--- Raw records ---

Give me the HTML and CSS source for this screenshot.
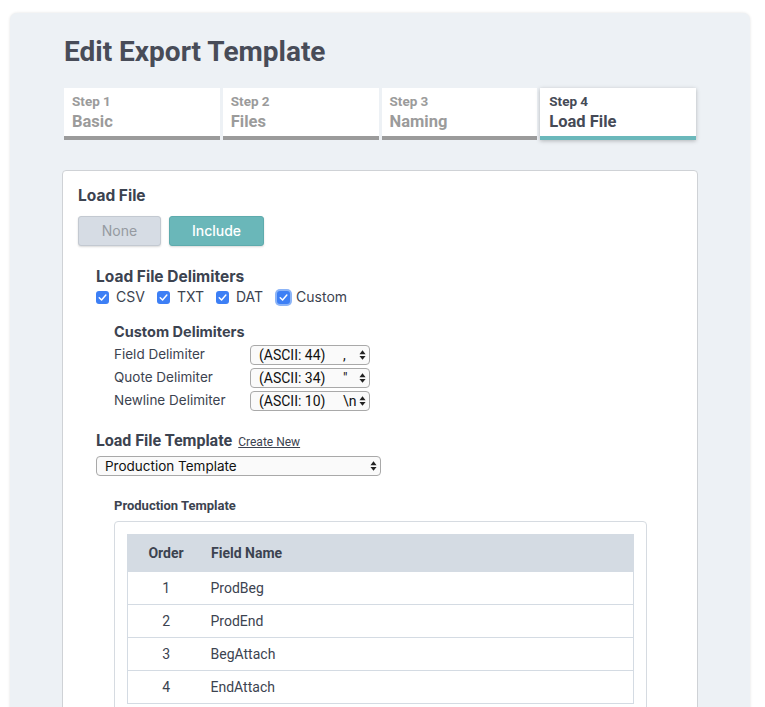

---
--- Raw records ---

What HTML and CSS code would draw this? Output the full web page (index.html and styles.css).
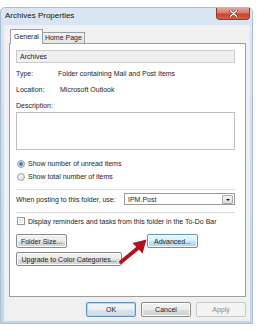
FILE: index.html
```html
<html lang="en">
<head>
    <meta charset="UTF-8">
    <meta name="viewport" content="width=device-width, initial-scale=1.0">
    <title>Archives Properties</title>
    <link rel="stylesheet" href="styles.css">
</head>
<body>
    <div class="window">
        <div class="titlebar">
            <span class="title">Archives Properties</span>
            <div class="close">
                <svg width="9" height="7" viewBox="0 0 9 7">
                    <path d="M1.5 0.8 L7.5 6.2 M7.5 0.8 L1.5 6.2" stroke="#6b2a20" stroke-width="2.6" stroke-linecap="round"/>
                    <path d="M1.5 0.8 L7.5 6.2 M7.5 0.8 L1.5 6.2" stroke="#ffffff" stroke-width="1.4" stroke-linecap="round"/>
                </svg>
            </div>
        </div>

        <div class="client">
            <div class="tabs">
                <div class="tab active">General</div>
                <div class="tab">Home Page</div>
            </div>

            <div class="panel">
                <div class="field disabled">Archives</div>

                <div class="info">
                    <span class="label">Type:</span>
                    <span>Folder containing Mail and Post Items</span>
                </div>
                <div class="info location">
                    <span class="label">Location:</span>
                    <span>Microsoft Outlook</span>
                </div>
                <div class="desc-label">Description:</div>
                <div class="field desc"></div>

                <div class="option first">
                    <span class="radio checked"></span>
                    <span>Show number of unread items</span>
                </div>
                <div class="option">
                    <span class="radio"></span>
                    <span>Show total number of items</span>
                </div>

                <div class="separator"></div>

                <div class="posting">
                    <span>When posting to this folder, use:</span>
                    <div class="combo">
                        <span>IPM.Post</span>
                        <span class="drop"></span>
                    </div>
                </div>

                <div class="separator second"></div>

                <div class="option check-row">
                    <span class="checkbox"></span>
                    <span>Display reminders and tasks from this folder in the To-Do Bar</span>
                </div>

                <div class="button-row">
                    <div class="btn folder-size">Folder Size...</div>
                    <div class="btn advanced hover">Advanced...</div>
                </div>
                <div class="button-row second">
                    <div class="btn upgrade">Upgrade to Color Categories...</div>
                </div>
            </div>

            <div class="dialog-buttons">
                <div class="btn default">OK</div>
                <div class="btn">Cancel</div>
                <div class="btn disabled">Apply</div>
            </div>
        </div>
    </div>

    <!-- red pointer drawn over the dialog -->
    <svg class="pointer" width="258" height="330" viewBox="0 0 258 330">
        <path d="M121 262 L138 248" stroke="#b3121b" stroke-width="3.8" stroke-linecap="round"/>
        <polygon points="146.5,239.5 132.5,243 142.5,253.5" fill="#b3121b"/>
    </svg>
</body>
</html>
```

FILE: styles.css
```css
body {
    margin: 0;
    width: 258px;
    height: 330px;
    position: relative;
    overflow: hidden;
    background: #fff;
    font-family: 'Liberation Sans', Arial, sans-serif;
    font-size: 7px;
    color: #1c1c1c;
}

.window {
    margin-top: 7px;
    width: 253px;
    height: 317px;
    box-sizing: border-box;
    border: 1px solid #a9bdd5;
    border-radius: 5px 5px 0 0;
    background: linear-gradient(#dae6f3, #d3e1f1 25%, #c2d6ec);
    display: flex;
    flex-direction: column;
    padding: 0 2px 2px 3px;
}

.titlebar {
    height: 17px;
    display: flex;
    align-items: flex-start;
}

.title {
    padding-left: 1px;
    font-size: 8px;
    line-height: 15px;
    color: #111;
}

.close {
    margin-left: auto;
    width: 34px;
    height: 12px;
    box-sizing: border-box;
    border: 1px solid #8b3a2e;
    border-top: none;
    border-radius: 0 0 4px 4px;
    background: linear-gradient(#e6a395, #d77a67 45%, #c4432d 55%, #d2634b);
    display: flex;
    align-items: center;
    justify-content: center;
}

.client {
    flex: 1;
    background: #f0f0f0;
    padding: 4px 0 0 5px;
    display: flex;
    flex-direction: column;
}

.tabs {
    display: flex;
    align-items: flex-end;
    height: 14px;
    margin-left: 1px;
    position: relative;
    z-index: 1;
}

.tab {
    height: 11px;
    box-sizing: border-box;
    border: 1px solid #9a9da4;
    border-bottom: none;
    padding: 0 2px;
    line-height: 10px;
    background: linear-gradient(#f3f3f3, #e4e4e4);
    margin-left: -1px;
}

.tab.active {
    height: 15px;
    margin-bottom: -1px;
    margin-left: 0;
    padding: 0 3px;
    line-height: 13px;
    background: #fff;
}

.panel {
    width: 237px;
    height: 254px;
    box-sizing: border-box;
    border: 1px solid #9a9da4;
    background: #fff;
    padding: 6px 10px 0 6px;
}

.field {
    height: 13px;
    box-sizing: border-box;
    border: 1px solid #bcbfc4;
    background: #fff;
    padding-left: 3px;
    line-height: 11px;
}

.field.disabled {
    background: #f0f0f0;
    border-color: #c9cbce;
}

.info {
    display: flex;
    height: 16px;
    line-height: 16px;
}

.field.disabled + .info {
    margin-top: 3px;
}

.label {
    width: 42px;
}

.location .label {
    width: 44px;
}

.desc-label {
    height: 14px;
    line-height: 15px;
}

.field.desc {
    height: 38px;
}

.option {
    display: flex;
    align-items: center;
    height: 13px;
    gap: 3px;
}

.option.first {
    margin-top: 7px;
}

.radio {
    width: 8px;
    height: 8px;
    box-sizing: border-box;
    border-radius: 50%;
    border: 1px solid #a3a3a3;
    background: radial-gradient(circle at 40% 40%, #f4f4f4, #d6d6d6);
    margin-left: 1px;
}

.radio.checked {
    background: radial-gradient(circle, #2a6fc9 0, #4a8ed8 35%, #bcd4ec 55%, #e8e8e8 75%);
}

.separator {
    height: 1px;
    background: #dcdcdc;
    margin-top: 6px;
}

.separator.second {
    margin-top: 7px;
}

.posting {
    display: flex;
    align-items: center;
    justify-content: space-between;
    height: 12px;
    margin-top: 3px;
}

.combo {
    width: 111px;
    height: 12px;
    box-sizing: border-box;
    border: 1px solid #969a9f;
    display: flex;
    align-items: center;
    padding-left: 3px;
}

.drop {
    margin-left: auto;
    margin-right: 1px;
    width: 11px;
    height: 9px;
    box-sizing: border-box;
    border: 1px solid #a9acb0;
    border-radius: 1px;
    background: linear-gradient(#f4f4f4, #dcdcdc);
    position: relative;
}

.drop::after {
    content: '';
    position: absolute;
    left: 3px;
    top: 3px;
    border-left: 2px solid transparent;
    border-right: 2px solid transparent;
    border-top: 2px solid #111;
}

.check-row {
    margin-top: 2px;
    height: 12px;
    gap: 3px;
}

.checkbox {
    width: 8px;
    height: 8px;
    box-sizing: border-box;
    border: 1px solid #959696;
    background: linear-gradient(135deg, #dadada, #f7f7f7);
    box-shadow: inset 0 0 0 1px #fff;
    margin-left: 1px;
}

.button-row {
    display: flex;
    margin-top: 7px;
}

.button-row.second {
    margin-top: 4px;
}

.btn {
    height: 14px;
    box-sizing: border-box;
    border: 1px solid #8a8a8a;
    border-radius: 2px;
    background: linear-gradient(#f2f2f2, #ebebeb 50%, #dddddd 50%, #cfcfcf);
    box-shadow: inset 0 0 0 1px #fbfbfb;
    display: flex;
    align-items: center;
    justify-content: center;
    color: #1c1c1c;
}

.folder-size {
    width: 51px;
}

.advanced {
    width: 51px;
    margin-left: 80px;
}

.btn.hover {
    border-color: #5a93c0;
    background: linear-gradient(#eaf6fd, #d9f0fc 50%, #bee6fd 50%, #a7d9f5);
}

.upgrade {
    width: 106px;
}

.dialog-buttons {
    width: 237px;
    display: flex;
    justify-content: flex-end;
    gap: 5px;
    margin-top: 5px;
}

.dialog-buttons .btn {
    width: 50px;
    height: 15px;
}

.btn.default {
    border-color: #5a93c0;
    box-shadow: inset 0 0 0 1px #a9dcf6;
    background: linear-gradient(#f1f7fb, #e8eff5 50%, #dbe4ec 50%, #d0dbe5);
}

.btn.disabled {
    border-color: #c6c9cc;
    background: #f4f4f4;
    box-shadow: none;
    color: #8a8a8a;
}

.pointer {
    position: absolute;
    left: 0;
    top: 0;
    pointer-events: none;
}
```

---

> **Exercise directions**:
Gather from the records above every line containing the string "styles".

> **Output**:
What HTML and CSS code would draw this? Output the full web page (index.html and styles.css).
    <link rel="stylesheet" href="styles.css">
FILE: styles.css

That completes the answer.